Why is it we’ve ascribed certain magical powers to specific foods? For example, I was at the grocery store tonight and the guy in front of me in line was buying a frozen pepperoni pizza, a pack of Marlboro reds, two pints of premium ice cream…and a Diet Coke. Really? You’ve already got the nicotine, nitrates, sodium, cholesterol, sugar and caffeine – would a little more sugar make or break you?
Women (and maybe men too) are taught at an early age various food truisms, such as, “Diet Coke cancels out whatever else you’re eating “Eating celery actually burns calories because of the energy digestion requires.” Or my personal favorite, “broken cookies have no calories.”
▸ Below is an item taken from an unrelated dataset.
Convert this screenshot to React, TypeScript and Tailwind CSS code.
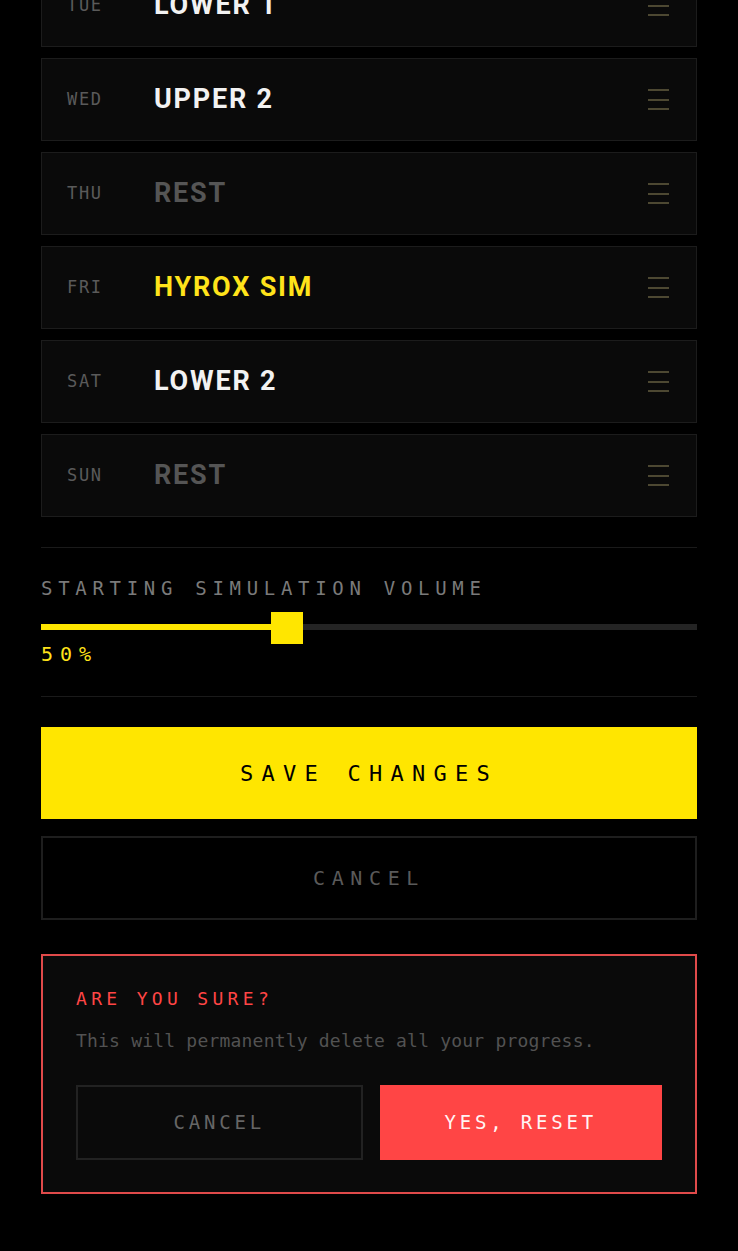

Why do we need to convince ourselves of these completely illogical notions in order to justify the dietary choices we make? Why not just eat the cookie, feel no guilt and simply do a few extra crunches or climb an extra hill? Or, even more radically, accept the implications for our health and our waistlines if we make less-than-perfect food choices?
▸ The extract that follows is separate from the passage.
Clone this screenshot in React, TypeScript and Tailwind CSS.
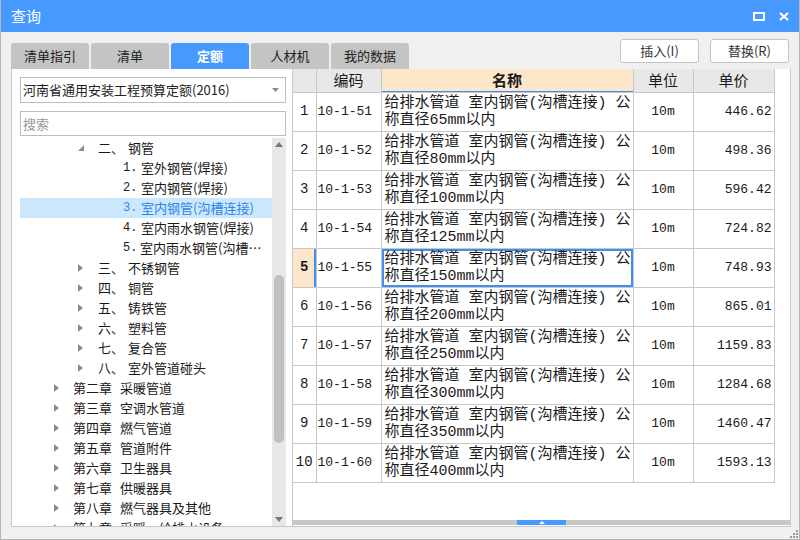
import React from 'react';

type TreeNode = {
  level: 'ch' | 'sec' | 'item';
  label: string;
  text: string;
  open?: boolean;
  selected?: boolean;
};

const tree: TreeNode[] = [
  { level: 'sec', label: '二、', text: '钢管', open: true },
  { level: 'item', label: '1.', text: '室外钢管(焊接)' },
  { level: 'item', label: '2.', text: '室内钢管(焊接)' },
  { level: 'item', label: '3.', text: '室内钢管(沟槽连接)', selected: true },
  { level: 'item', label: '4.', text: '室内雨水钢管(焊接)' },
  { level: 'item', label: '5.', text: '室内雨水钢管(沟槽连接)' },
  { level: 'sec', label: '三、', text: '不锈钢管' },
  { level: 'sec', label: '四、', text: '铜管' },
  { level: 'sec', label: '五、', text: '铸铁管' },
  { level: 'sec', label: '六、', text: '塑料管' },
  { level: 'sec', label: '七、', text: '复合管' },
  { level: 'sec', label: '八、', text: '室外管道碰头' },
  { level: 'ch', label: '第二章', text: '采暖管道' },
  { level: 'ch', label: '第三章', text: '空调水管道' },
  { level: 'ch', label: '第四章', text: '燃气管道' },
  { level: 'ch', label: '第五章', text: '管道附件' },
  { level: 'ch', label: '第六章', text: '卫生器具' },
  { level: 'ch', label: '第七章', text: '供暖器具' },
  { level: 'ch', label: '第八章', text: '燃气器具及其他' },
  { level: 'ch', label: '第九章', text: '采暖、给排水设备' },
];

const rows = [
  { code: '10-1-51', dia: '65', price: '446.62' },
  { code: '10-1-52', dia: '80', price: '498.36' },
  { code: '10-1-53', dia: '100', price: '596.42' },
  { code: '10-1-54', dia: '125', price: '724.82' },
  { code: '10-1-55', dia: '150', price: '748.93' },
  { code: '10-1-56', dia: '200', price: '865.01' },
  { code: '10-1-57', dia: '250', price: '1159.83' },
  { code: '10-1-58', dia: '300', price: '1284.68' },
  { code: '10-1-59', dia: '350', price: '1460.47' },
  { code: '10-1-60', dia: '400', price: '1593.13' },
];

const tabs = ['清单指引', '清单', '定额', '人材机', '我的数据'];

function Arrow({ open }: { open?: boolean }) {
  return open ? (
    <svg width="6" height="6" viewBox="0 0 6 6">
      <path d="M6 0 L6 6 L0 6 Z" fill="#8c8c8c" />
    </svg>
  ) : (
    <svg width="5" height="8" viewBox="0 0 5 8">
      <path d="M0 0 L5 4 L0 8 Z" fill="#8c8c8c" />
    </svg>
  );
}

function TreeRow({ node }: { node: TreeNode }) {
  const base = `h-[20px] flex items-center whitespace-nowrap text-[13px] ${
    node.selected ? 'bg-[#cce8ff] text-[#2f86e6]' : 'text-[#1a1a1a]'
  }`;
  if (node.level === 'ch') {
    return (
      <div className={`${base} pl-[34px]`}>
        <span className="w-[19px] flex items-center">
          <Arrow />
        </span>
        <span>{node.label}</span>
        <span className="ml-[8px]">{node.text}</span>
      </div>
    );
  }
  if (node.level === 'sec') {
    return (
      <div className={`${base} pl-[58px]`}>
        <span className="w-[20px] flex items-center">
          <Arrow open={node.open} />
        </span>
        <span className="w-[30px]">{node.label}</span>
        <span>{node.text}</span>
      </div>
    );
  }
  return (
    <div className={`${base} pl-[103px]`}>
      <span className="w-[18px] text-[12px] font-['Liberation_Mono',monospace]">{node.label}</span>
      <span className="truncate">{node.text}</span>
    </div>
  );
}

export default function App() {
  return (
    <div className="w-[800px] h-[540px] overflow-hidden bg-[#f0f0f0] border-x border-b border-[#b4b4b4] flex flex-col font-['Noto_Sans_CJK_SC',sans-serif] text-[#222]">
      {/* title bar */}
      <div className="h-[32px] shrink-0 bg-[#4599ff] flex items-center justify-between pl-[10px] pr-[10px]">
        <span className="text-white text-[15px]">查询</span>
        <div className="flex items-center gap-[14px]">
          <svg width="12" height="9" viewBox="0 0 12 9">
            <rect x="1" y="1" width="10" height="7" fill="none" stroke="#fff" strokeWidth="2" />
          </svg>
          <svg width="10" height="9" viewBox="0 0 10 9">
            <path d="M1 1 L9 8 M9 1 L1 8" stroke="#fff" strokeWidth="2.2" />
          </svg>
        </div>
      </div>

      {/* tabs + buttons */}
      <div className="h-[37px] shrink-0 flex justify-between pl-[10px] pr-[10px]">
        <div className="flex gap-[2px] mt-[11px] h-[26px]">
          {tabs.map((t) => (
            <div
              key={t}
              className={`w-[78px] h-[26px] rounded-t-[3px] flex items-center justify-center text-[13px] ${
                t === '定额' ? 'bg-[#4599ff] text-white font-bold' : 'bg-[#c4c4c4] text-[#222]'
              }`}
            >
              {t}
            </div>
          ))}
        </div>
        <div className="flex gap-[11px] mt-[7px] h-[24px]">
          {['插入(I)', '替换(R)'].map((b) => (
            <div
              key={b}
              className="w-[79px] h-[24px] bg-white border border-[#c4c4c4] rounded-[3px] flex items-center justify-center text-[13px] text-[#333]"
            >
              {b}
            </div>
          ))}
        </div>
      </div>

      {/* content */}
      <div className="ml-[10px] w-[780px] h-[458px] shrink-0 bg-white border-x border-b border-[#c8c8c8] flex">
        {/* left side */}
        <div className="w-[281px] h-full pl-[8px] pr-[6px] pt-[8px] flex flex-col border-r border-[#c8c8c8]">
          <div className="h-[26px] border border-[#bdbdbd] flex items-center justify-between pl-[2px] pr-[6px] text-[13px] whitespace-nowrap">
            <span>河南省通用安装工程预算定额(2016)</span>
            <svg width="7" height="4" viewBox="0 0 7 4">
              <path d="M0 0 L7 0 L3.5 4 Z" fill="#8c8c8c" />
            </svg>
          </div>
          <div className="h-[25px] mt-[8px] border border-[#bdbdbd] flex items-center pl-[2px] text-[13px] text-[#9a9a9a]">
            搜索
          </div>
          <div className="mt-[2px] flex-1 flex overflow-hidden">
            <div className="flex-1 overflow-hidden">
              {tree.map((n, i) => (
                <TreeRow key={i} node={n} />
              ))}
            </div>
            <div className="w-[14px] bg-[#e8e8e8] flex flex-col items-center">
              <svg className="mt-[4px]" width="8" height="5" viewBox="0 0 8 5">
                <path d="M4 0 L8 5 L0 5 Z" fill="#777" />
              </svg>
              <div className="mt-[128px] w-[10px] h-[168px] rounded-full bg-[#c1c1c1]" />
              <div className="flex-1" />
              <svg className="mb-[4px]" width="8" height="5" viewBox="0 0 8 5">
                <path d="M0 0 L8 0 L4 5 Z" fill="#777" />
              </svg>
            </div>
          </div>
        </div>

        {/* right side */}
        <div className="flex-1 h-full flex flex-col">
          <div className="flex-1">
            <table className="table-fixed border-collapse text-[#1a1a1a]">
              <colgroup>
                <col className="w-[23px]" />
                <col className="w-[65px]" />
                <col className="w-[252px]" />
                <col className="w-[60px]" />
                <col className="w-[81px]" />
              </colgroup>
              <thead>
                <tr className="h-[23px] text-[15px]">
                  <th className="border border-t-0 border-l-0 border-[#c8c8c8] bg-[#e8e8e8] font-normal"></th>
                  <th className="border border-t-0 border-[#c8c8c8] bg-[#e8e8e8] font-normal">编码</th>
                  <th className="border border-t-0 border-[#c8c8c8] bg-[#fde6c9] font-bold shadow-[inset_0_-1px_0_#3f8ff0]">名称</th>
                  <th className="border border-t-0 border-[#c8c8c8] bg-[#e8e8e8] font-normal">单位</th>
                  <th className="border border-t-0 border-[#c8c8c8] bg-[#e8e8e8] font-normal">单价</th>
                </tr>
              </thead>
              <tbody>
                {rows.map((r, i) => {
                  const sel = i === 4;
                  return (
                    <tr key={r.code} className="h-[39px]">
                      <td
                        className={`border border-l-0 border-[#c8c8c8] text-center text-[14px] font-['Liberation_Mono',monospace] ${
                          sel ? 'bg-[#fde6c9] font-bold shadow-[inset_-2px_0_0_#3f8ff0]' : ''
                        }`}
                      >
                        {i + 1}
                      </td>
                      <td className="border border-[#c8c8c8] pl-[1px] text-[13px] font-['Liberation_Mono',monospace] whitespace-nowrap">
                        {r.code}
                      </td>
                      <td
                        className={`border border-[#c8c8c8] pl-[3px] text-[15px] leading-[17px] font-['Liberation_Mono','Noto_Sans_CJK_SC',monospace] whitespace-nowrap overflow-hidden ${
                          sel ? 'shadow-[inset_0_0_0_2px_#3f8ff0]' : ''
                        }`}
                      >
                        <div>给排水管道 室内钢管(沟槽连接) 公</div>
                        <div>称直径{r.dia}mm以内</div>
                      </td>
                      <td className="border border-[#c8c8c8] text-center text-[13px] font-['Liberation_Mono',monospace]">
                        10m
                      </td>
                      <td className="border border-[#c8c8c8] text-right pr-[2px] text-[13px] font-['Liberation_Mono',monospace]">
                        {r.price}
                      </td>
                    </tr>
                  );
                })}
              </tbody>
            </table>
          </div>
          <div className="h-[5px] mb-[1px] bg-[#c8c8c8] flex justify-center">
            <div className="w-[49px] h-full bg-[#4599ff] flex items-center justify-center">
              <svg width="6" height="3" viewBox="0 0 6 3">
                <path d="M3 0 L6 3 L0 3 Z" fill="#fff" />
              </svg>
            </div>
          </div>
        </div>
      </div>

      {/* resize grip */}
      <div className="flex-1 flex justify-end items-end pr-[1px] pb-[1px]">
        <svg width="8" height="8" viewBox="0 0 8 8">
          <rect x="6" y="0" width="2" height="2" fill="#999" />
          <rect x="3" y="3" width="2" height="2" fill="#999" />
          <rect x="6" y="3" width="2" height="2" fill="#999" />
          <rect x="0" y="6" width="2" height="2" fill="#999" />
          <rect x="3" y="6" width="2" height="2" fill="#999" />
          <rect x="6" y="6" width="2" height="2" fill="#999" />
        </svg>
      </div>
    </div>
  );
}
Far more thoughtful writers have considered the incredibly backward relationship many Americans have with food and it’s far beyond my capacity (or that of this blog) to solve the crisis of unhealthy eating patterns ingrained into our culture. However, I will say that it’s time to get past the guilt, past the ignorance and past the insanity. And while you’re at it, pass the celery. It’s bikini season after all.